Sunday, March 25, 2007

Mark Steyn on the the sharia we are importing Pakistan

Article - Opinion - Mark Steyn: Sticky wicket of creeping sharia

If you had to draw one of those organizational charts of the world's problems, Pakistan would be at the center of them. We speak of the northwestern tribal lands as some of the most remote places on Earth. But, in fact, when they wanted to, the Saudis had no problem getting to them, spreading a ton of walking-around money, and utterly transforming those villages. From the North-West Frontier Province, the Saudi money and Wahhabist ideology seeped through the country, into the mosques of the cities, radicalizing a generation of young Muslim men. From there it moved on to new outposts of the jihad, to Indonesia, Thailand and beyond. The flight routes from Pakistan to the United Kingdom are now the most important ideological conduit for radical Islam. The London bombers last summer were British subjects of Pakistani origin. Last week, two more were arrested in connection with the Tube bombings at Manchester Airport as they prepared to board a plane to Karachi.

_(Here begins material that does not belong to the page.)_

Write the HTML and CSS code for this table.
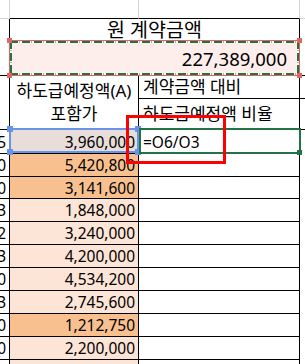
FILE: index.html
```html
<!DOCTYPE html>
<html lang="ko">
<head>
<meta charset="utf-8">
<link rel="stylesheet" href="styles.css">
</head>
<body>
<div class="sheet">
  <div class="grid">
    <div class="c top t0"></div>
    <div class="c top t1"></div>
    <div class="c top t2"></div>
    <div class="c top t3"></div>

    <div class="c lead r2"></div>
    <div class="c title span2">원 계약금액</div>
    <div class="c edge r2"></div>
    <div class="c total span2"><span class="big">227,389,000</span></div>

    <div class="c lead r2"></div>
    <div class="c head r2">하도급예정액(A)<br>포함가</div>
    <div class="c sub">계약금액 대비</div>
    <div class="c edge"></div>
    <div class="c sub">하도급예정액 비율</div>
    <div class="c edge"></div>

    <div class="c lead num">5</div><div class="c amt sel">3,960,000</div><div class="c sub formula">=O6/O3</div><div class="c side"></div>
    <div class="c lead num">0</div><div class="c amt dark">5,420,800</div><div class="c"></div><div class="c side"></div>
    <div class="c lead num">0</div><div class="c amt dark">3,141,600</div><div class="c"></div><div class="c side"></div>
    <div class="c lead num">3</div><div class="c amt light">1,848,000</div><div class="c"></div><div class="c side"></div>
    <div class="c lead num">2</div><div class="c amt light">3,240,000</div><div class="c"></div><div class="c side"></div>
    <div class="c lead num">3</div><div class="c amt light">4,200,000</div><div class="c"></div><div class="c side"></div>
    <div class="c lead num">0</div><div class="c amt light">4,534,200</div><div class="c"></div><div class="c side"></div>
    <div class="c lead num">3</div><div class="c amt light">2,745,600</div><div class="c"></div><div class="c side"></div>
    <div class="c lead num">0</div><div class="c amt dark">1,212,750</div><div class="c"></div><div class="c side"></div>
    <div class="c lead num">0</div><div class="c amt light">2,200,000</div><div class="c"></div><div class="c side"></div>
    <div class="c lead num"></div><div class="c amt light"></div><div class="c"></div><div class="c side"></div>
  </div>

  <div class="copy">
    <span class="hd hd-tl"></span><span class="hd hd-tr"></span>
    <span class="hd hd-bl"></span><span class="hd hd-br"></span>
  </div>
  <div class="ref">
    <span class="bh bh-tl"></span><span class="bh bh-tr"></span>
    <span class="bh bh-bl"></span><span class="bh bh-br"></span>
  </div>
  <div class="active"><span class="fill"></span></div>
  <div class="mark"></div>
</div>
</body>
</html>
```

FILE: styles.css
```css
html, body {
  margin: 0;
  padding: 0;
  background: #fff;
}
body {
  font-family: "Noto Sans", "Noto Sans CJK KR", sans-serif;
  color: #000;
}
.sheet {
  position: relative;
  width: 305px;
  height: 364px;
  overflow: hidden;
}
.grid {
  display: grid;
  grid-template-columns: 10px 129px 161px 5px;
  grid-template-rows: 19px 23px 34px 23px 31px 24px 23px 22px 23px 23px 23px 23px 23px 23px 23px 23px;
}
.c {
  box-sizing: border-box;
  display: flex;
  align-items: center;
  overflow: hidden;
  white-space: nowrap;
  border-right: 1px solid #000;
  border-bottom: 1px solid #000;
  font-size: 15.5px;
  line-height: 20px;
}
.top { border-color: #d4d4d4; }
.t1, .t2 { border-bottom-color: #000; }
.t3 { border-right: 0; }
.r2 { grid-row: span 2; }
.span2 { grid-column: span 2; }
.edge { border-right: 0; }
.side { border-right: 0; border-bottom: 0; }
.c.title {
  justify-content: center;
  font-size: 19.5px;
  line-height: 20px;
  overflow: visible;
}
.c.total {
  justify-content: flex-end;
  padding-right: 12px;
  background: #fdeeec;
}
.big {
  font-size: 18.5px;
  line-height: 24px;
}
.c.head {
  flex-direction: column;
  justify-content: center;
  text-align: center;
  font-size: 17px;
  line-height: 23px;
  padding-bottom: 1px;
}
.c.sub {
  padding-left: 4px;
  font-size: 17px;
}
.c.formula { font-size: 15.5px; }
.num, .amt {
  justify-content: flex-end;
  padding-right: 3px;
}
.dark { background: #f8c08f; }
.light { background: #fce4d6; }
.sel { background: #e8ddd9; }

/* copy marquee around the merged total cell */
.copy {
  position: absolute;
  left: 9px;
  top: 40px;
  width: 291px;
  height: 36px;
  box-sizing: border-box;
  border: 1px solid #e0625f;
  background:
    repeating-linear-gradient(90deg, #217346 0 8px, #fff 8px 9px, #b0b0b0 9px 10px, #fff 10px 12px) top left / 100% 2px no-repeat,
    repeating-linear-gradient(90deg, #217346 0 8px, #fff 8px 9px, #b0b0b0 9px 10px, #fff 10px 12px) bottom left / 100% 2px no-repeat,
    repeating-linear-gradient(180deg, #217346 0 8px, #fff 8px 9px, #b0b0b0 9px 10px, #fff 10px 12px) top left / 2px 100% no-repeat,
    repeating-linear-gradient(180deg, #217346 0 8px, #fff 8px 9px, #b0b0b0 9px 10px, #fff 10px 12px) top right / 2px 100% no-repeat;
}
.hd {
  position: absolute;
  width: 5px;
  height: 5px;
  background: #e06666;
}
.hd-tl { left: -3px; top: -3px; }
.hd-tr { right: -3px; top: -3px; }
.hd-bl { left: -3px; bottom: -3px; }
.hd-br { right: -3px; bottom: -3px; }

/* formula reference highlight */
.ref {
  position: absolute;
  left: 9px;
  top: 128px;
  width: 130px;
  height: 25px;
  box-sizing: border-box;
  border: 2px solid #6893e8;
}
.bh {
  position: absolute;
  width: 6px;
  height: 6px;
  background: #6893e8;
}
.bh-tl { left: -4px; top: -4px; }
.bh-tr { right: -4px; top: -4px; }
.bh-bl { left: -4px; bottom: -4px; }
.bh-br { right: -4px; bottom: -4px; }

/* active cell */
.active {
  position: absolute;
  left: 139px;
  top: 128px;
  width: 162px;
  height: 26px;
  box-sizing: border-box;
  border: 2px solid #217346;
}
.fill {
  position: absolute;
  right: -3px;
  bottom: -3px;
  width: 5px;
  height: 5px;
  background: #217346;
}

/* red annotation box */
.mark {
  position: absolute;
  left: 126px;
  top: 115px;
  width: 100px;
  height: 49px;
  box-sizing: border-box;
  border: 3px solid #ff0000;
}
```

Meanwhile, flying back from Karachi and Islamabad to Heathrow and Manchester are cousins, lots and lots of them. In his detailed study of the Mirpur district in Pakistan, Roger Ballard estimates that at least half and maybe up to two-thirds of those living in Britain of Mirpuri descent marry first cousins. This is a critical tool of reverse-assimilation: instead of being diluted over the generations, tribal identity is reinforced; in effect, Pakistani tribal lands are now being established in parts of northern England.

Which brings us back to the cricket World Cup, and a freakish murder after a bizarre Ireland victory and stories about a "match-fixing mafia." The civilized world sometimes forgets how thin the veneer of that civilization is: Many venerable, respectable institutions can be hollowed out from within by predators and opportunists. Outwardly, nothing much has changed. But underneath all kinds of other forces are at play, and, by the time you notice, it requires enormous will to reverse it.

Pakistan was never the most placid and stable polity but it's now riddled from top to toe, its worst pathologies amplified by Arab cash and ideology and the nuclear equivalent of a desktop-publishing boom: mysterious Sino-Pakistani technological transfers have recently been noticed through Kashmir.

Pakistan exports the fruit of its radical madrassahs in ideology and personnel to Britain and beyond. The mother country, like an elderly spinster, doesn't like to think ill of those nice young men in Manchester and Leeds and Oldham. We're all inclined to be deferential to multiculturalism these days: When imams get tossed off a flight in Minneapolis, it's easiest to tut-tut and demand sensitivity training for the cabin crew. The Quebec government, which mandates verifiable picture ID in order to vote, has just waived the requirement for Muslims: show up at the polls in a burqa or niqab and no one will be so insensitive as to insist on checking whether your face matches that on the driver's license.

And so it goes – creeping sharia, day by day, further insulating communities already prone to self-segregation, but nothing too big or startling to ruffle the scene. In Britain, the authorities can tell you (roughly) the number of jihadist cells and the support they command in the Muslim community. But doing anything about it is far more problematic. Wouldn't be cricket, old boy.